> **What to work on**
Beginning with the first line of the entries below, quote each line until you reach and include the line with "0〜250 文字である必要があります。文字数: 0/250</p>".

----- Data extract -----

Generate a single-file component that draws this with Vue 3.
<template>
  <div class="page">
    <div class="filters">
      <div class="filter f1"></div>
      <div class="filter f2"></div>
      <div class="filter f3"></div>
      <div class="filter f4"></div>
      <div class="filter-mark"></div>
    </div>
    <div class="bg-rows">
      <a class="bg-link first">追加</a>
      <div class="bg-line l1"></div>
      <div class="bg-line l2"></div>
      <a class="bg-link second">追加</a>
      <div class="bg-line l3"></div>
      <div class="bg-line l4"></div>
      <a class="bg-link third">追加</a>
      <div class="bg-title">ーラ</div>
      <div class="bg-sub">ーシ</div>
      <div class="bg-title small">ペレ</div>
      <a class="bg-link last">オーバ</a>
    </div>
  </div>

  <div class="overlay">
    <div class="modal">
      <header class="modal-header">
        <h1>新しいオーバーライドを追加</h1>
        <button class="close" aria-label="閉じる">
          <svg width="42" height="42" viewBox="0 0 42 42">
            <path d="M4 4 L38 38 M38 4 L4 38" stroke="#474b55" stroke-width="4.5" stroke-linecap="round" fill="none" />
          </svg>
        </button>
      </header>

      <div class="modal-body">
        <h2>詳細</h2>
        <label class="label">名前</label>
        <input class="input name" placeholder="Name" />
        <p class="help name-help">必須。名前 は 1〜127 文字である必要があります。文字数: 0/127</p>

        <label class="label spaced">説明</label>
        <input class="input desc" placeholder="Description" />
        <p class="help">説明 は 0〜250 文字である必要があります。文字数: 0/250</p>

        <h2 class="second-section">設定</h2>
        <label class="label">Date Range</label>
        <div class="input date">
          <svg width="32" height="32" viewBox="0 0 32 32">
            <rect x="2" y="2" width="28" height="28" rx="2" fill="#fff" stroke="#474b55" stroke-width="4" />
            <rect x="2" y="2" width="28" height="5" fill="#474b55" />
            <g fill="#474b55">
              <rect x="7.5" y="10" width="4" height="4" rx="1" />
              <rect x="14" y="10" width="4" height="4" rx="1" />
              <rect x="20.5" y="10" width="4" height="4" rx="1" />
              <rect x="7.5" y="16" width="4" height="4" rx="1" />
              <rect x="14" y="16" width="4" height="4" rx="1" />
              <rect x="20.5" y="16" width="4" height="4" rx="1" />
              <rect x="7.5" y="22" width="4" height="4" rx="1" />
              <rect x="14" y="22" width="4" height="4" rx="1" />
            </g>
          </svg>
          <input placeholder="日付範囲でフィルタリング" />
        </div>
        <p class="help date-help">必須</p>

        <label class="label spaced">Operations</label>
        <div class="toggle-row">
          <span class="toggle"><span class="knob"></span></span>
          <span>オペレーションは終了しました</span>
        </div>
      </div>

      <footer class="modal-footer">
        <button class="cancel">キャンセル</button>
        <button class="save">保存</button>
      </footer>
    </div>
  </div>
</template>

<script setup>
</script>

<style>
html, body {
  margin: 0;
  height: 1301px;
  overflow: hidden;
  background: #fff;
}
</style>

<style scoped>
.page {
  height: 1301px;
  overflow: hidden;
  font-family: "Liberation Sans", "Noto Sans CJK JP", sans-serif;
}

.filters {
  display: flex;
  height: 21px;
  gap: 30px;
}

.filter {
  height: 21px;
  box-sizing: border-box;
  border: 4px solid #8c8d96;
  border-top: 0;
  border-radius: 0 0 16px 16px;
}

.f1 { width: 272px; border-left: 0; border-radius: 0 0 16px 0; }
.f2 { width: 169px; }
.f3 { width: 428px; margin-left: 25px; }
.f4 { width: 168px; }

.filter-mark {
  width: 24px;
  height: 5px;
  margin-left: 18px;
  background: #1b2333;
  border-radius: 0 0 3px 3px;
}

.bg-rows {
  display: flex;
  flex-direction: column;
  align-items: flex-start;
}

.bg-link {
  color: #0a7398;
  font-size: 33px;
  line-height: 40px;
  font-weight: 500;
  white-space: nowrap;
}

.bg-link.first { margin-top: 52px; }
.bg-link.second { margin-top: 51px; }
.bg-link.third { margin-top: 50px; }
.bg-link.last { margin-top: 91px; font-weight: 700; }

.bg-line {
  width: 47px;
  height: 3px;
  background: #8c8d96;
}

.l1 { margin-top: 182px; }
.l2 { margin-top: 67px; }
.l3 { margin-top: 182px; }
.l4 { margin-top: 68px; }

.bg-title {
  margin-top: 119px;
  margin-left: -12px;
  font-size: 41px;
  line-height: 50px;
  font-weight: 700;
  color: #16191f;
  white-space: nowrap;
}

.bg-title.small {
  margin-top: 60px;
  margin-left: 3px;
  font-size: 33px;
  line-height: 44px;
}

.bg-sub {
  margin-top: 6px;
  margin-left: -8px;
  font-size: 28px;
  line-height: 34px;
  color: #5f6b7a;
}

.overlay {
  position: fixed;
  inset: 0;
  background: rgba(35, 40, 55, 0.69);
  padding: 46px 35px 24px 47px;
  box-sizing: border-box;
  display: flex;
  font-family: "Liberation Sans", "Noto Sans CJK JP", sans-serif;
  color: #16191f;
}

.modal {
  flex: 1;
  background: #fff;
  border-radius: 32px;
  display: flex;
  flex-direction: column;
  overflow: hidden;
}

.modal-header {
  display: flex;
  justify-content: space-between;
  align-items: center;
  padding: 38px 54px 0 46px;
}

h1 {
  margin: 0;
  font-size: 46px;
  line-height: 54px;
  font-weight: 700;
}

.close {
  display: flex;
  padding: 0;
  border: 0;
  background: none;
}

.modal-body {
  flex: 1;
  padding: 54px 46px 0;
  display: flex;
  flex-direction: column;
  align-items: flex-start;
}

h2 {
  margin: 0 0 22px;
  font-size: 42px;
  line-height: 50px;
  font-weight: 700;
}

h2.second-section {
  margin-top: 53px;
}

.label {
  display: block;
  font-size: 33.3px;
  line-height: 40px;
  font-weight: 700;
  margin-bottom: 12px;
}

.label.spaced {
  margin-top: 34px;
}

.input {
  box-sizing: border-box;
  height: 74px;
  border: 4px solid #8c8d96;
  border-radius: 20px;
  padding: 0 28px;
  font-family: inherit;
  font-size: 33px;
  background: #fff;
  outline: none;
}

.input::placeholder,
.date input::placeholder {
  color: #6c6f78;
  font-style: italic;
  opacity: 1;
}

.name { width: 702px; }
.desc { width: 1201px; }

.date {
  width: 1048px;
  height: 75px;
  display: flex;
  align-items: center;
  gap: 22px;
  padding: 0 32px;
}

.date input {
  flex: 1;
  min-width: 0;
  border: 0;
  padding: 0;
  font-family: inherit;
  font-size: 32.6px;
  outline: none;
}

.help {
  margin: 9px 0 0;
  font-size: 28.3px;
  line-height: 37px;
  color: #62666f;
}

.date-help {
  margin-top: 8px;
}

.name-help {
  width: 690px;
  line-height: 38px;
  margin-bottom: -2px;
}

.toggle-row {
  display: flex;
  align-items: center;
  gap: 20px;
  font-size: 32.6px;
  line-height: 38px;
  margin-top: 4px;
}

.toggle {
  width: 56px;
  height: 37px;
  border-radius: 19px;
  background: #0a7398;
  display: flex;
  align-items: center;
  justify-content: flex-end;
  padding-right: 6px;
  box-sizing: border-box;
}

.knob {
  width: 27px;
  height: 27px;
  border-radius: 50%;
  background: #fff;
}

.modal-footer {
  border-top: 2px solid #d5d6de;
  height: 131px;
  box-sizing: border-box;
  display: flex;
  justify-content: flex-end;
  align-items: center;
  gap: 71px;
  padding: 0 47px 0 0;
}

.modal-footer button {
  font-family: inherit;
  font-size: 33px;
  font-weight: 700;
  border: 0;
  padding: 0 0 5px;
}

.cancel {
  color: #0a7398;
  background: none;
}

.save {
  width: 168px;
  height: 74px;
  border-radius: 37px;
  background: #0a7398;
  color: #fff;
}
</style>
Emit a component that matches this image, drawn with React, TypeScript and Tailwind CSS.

-----

> **Answer to this problem**
Generate a single-file component that draws this with Vue 3.
<template>
  <div class="page">
    <div class="filters">
      <div class="filter f1"></div>
      <div class="filter f2"></div>
      <div class="filter f3"></div>
      <div class="filter f4"></div>
      <div class="filter-mark"></div>
    </div>
    <div class="bg-rows">
      <a class="bg-link first">追加</a>
      <div class="bg-line l1"></div>
      <div class="bg-line l2"></div>
      <a class="bg-link second">追加</a>
      <div class="bg-line l3"></div>
      <div class="bg-line l4"></div>
      <a class="bg-link third">追加</a>
      <div class="bg-title">ーラ</div>
      <div class="bg-sub">ーシ</div>
      <div class="bg-title small">ペレ</div>
      <a class="bg-link last">オーバ</a>
    </div>
  </div>

  <div class="overlay">
    <div class="modal">
      <header class="modal-header">
        <h1>新しいオーバーライドを追加</h1>
        <button class="close" aria-label="閉じる">
          <svg width="42" height="42" viewBox="0 0 42 42">
            <path d="M4 4 L38 38 M38 4 L4 38" stroke="#474b55" stroke-width="4.5" stroke-linecap="round" fill="none" />
          </svg>
        </button>
      </header>

      <div class="modal-body">
        <h2>詳細</h2>
        <label class="label">名前</label>
        <input class="input name" placeholder="Name" />
        <p class="help name-help">必須。名前 は 1〜127 文字である必要があります。文字数: 0/127</p>

        <label class="label spaced">説明</label>
        <input class="input desc" placeholder="Description" />
        <p class="help">説明 は 0〜250 文字である必要があります。文字数: 0/250</p>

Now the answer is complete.